Requirements:
Write out the listing below in full and exactly, leaving out every picture.

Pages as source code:

────────

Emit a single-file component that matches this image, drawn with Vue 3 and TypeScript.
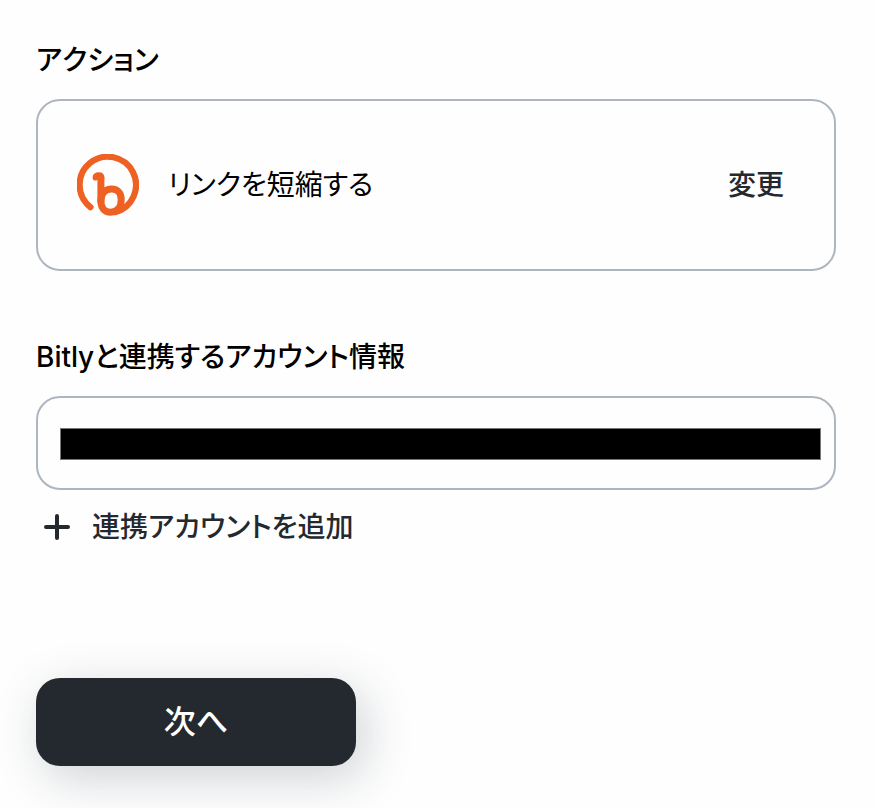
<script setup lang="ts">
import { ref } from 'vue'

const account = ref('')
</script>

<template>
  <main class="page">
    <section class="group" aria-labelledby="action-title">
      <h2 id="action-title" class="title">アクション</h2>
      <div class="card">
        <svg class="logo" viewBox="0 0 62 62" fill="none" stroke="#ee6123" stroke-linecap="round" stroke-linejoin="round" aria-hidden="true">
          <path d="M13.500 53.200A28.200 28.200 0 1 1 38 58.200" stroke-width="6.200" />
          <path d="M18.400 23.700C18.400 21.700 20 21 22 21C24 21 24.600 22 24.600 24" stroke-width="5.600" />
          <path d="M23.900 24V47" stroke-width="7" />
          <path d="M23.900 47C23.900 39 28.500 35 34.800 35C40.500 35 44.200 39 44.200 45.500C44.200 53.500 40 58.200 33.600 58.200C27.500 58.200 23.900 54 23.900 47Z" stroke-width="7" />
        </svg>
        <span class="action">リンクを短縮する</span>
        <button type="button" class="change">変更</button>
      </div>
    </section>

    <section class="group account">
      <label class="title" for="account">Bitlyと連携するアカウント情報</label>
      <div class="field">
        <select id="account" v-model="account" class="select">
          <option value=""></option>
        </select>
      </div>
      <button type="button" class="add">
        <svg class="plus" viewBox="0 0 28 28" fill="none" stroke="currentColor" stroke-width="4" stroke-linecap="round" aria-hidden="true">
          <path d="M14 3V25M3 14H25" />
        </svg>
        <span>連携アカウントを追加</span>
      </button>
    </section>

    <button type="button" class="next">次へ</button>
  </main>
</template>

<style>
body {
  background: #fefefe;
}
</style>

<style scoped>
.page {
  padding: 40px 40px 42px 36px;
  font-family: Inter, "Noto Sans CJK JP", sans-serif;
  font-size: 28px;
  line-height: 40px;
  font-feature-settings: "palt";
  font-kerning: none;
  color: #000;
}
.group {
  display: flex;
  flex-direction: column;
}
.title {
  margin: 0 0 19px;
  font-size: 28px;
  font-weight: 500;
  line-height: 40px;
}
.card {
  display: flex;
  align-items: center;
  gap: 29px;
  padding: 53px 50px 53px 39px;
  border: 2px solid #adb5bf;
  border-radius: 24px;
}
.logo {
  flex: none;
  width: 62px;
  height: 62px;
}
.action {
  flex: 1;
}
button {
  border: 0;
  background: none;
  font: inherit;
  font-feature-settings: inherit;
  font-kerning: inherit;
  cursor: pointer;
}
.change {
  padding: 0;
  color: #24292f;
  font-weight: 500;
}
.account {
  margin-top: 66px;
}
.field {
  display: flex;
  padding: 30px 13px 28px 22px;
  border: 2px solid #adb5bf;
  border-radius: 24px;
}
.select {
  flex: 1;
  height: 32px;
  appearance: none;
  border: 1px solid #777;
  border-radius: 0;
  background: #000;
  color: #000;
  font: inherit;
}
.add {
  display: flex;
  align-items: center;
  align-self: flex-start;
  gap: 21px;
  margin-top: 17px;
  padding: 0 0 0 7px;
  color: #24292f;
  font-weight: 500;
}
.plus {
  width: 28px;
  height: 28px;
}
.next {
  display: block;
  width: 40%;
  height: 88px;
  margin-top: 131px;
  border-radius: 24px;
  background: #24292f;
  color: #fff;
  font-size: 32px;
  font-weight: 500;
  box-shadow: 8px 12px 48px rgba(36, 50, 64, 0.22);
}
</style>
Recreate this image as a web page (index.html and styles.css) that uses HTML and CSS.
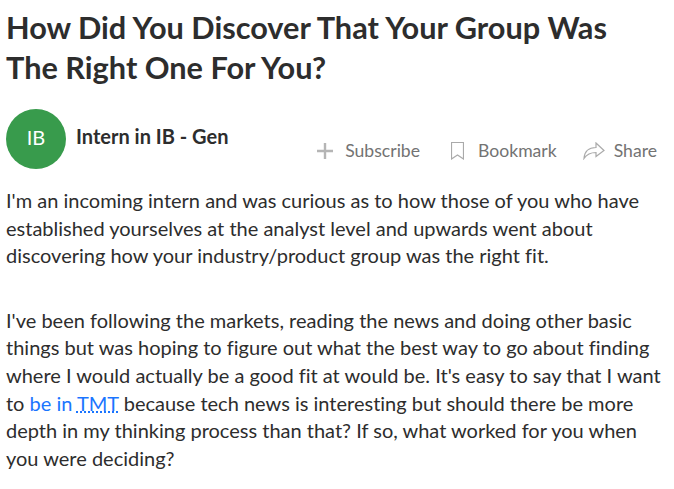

────────

Written answer:
Emit a single-file component that matches this image, drawn with Vue 3 and TypeScript.
<script setup lang="ts">
import { ref } from 'vue'

const account = ref('')
</script>

<template>
  <main class="page">
    <section class="group" aria-labelledby="action-title">
      <h2 id="action-title" class="title">アクション</h2>
      <div class="card">
        <svg class="logo" viewBox="0 0 62 62" fill="none" stroke="#ee6123" stroke-linecap="round" stroke-linejoin="round" aria-hidden="true">
          <path d="M13.500 53.200A28.200 28.200 0 1 1 38 58.200" stroke-width="6.200" />
          <path d="M18.400 23.700C18.400 21.700 20 21 22 21C24 21 24.600 22 24.600 24" stroke-width="5.600" />
          <path d="M23.900 24V47" stroke-width="7" />
          <path d="M23.900 47C23.900 39 28.500 35 34.800 35C40.500 35 44.200 39 44.200 45.500C44.200 53.500 40 58.200 33.600 58.200C27.500 58.200 23.900 54 23.900 47Z" stroke-width="7" />
        </svg>
        <span class="action">リンクを短縮する</span>
        <button type="button" class="change">変更</button>
      </div>
    </section>

    <section class="group account">
      <label class="title" for="account">Bitlyと連携するアカウント情報</label>
      <div class="field">
        <select id="account" v-model="account" class="select">
          <option value=""></option>
        </select>
      </div>
      <button type="button" class="add">
        <svg class="plus" viewBox="0 0 28 28" fill="none" stroke="currentColor" stroke-width="4" stroke-linecap="round" aria-hidden="true">
          <path d="M14 3V25M3 14H25" />
        </svg>
        <span>連携アカウントを追加</span>
      </button>
    </section>

    <button type="button" class="next">次へ</button>
  </main>
</template>

<style>
body {
  background: #fefefe;
}
</style>

<style scoped>
.page {
  padding: 40px 40px 42px 36px;
  font-family: Inter, "Noto Sans CJK JP", sans-serif;
  font-size: 28px;
  line-height: 40px;
  font-feature-settings: "palt";
  font-kerning: none;
  color: #000;
}
.group {
  display: flex;
  flex-direction: column;
}
.title {
  margin: 0 0 19px;
  font-size: 28px;
  font-weight: 500;
  line-height: 40px;
}
.card {
  display: flex;
  align-items: center;
  gap: 29px;
  padding: 53px 50px 53px 39px;
  border: 2px solid #adb5bf;
  border-radius: 24px;
}
.logo {
  flex: none;
  width: 62px;
  height: 62px;
}
.action {
  flex: 1;
}
button {
  border: 0;
  background: none;
  font: inherit;
  font-feature-settings: inherit;
  font-kerning: inherit;
  cursor: pointer;
}
.change {
  padding: 0;
  color: #24292f;
  font-weight: 500;
}
.account {
  margin-top: 66px;
}
.field {
  display: flex;
  padding: 30px 13px 28px 22px;
  border: 2px solid #adb5bf;
  border-radius: 24px;
}
.select {
  flex: 1;
  height: 32px;
  appearance: none;
  border: 1px solid #777;
  border-radius: 0;
  background: #000;
  color: #000;
  font: inherit;
}
.add {
  display: flex;
  align-items: center;
  align-self: flex-start;
  gap: 21px;
  margin-top: 17px;
  padding: 0 0 0 7px;
  color: #24292f;
  font-weight: 500;
}
.plus {
  width: 28px;
  height: 28px;
}
.next {
  display: block;
  width: 40%;
  height: 88px;
  margin-top: 131px;
  border-radius: 24px;
  background: #24292f;
  color: #fff;
  font-size: 32px;
  font-weight: 500;
  box-shadow: 8px 12px 48px rgba(36, 50, 64, 0.22);
}
</style>
Recreate this image as a web page (index.html and styles.css) that uses HTML and CSS.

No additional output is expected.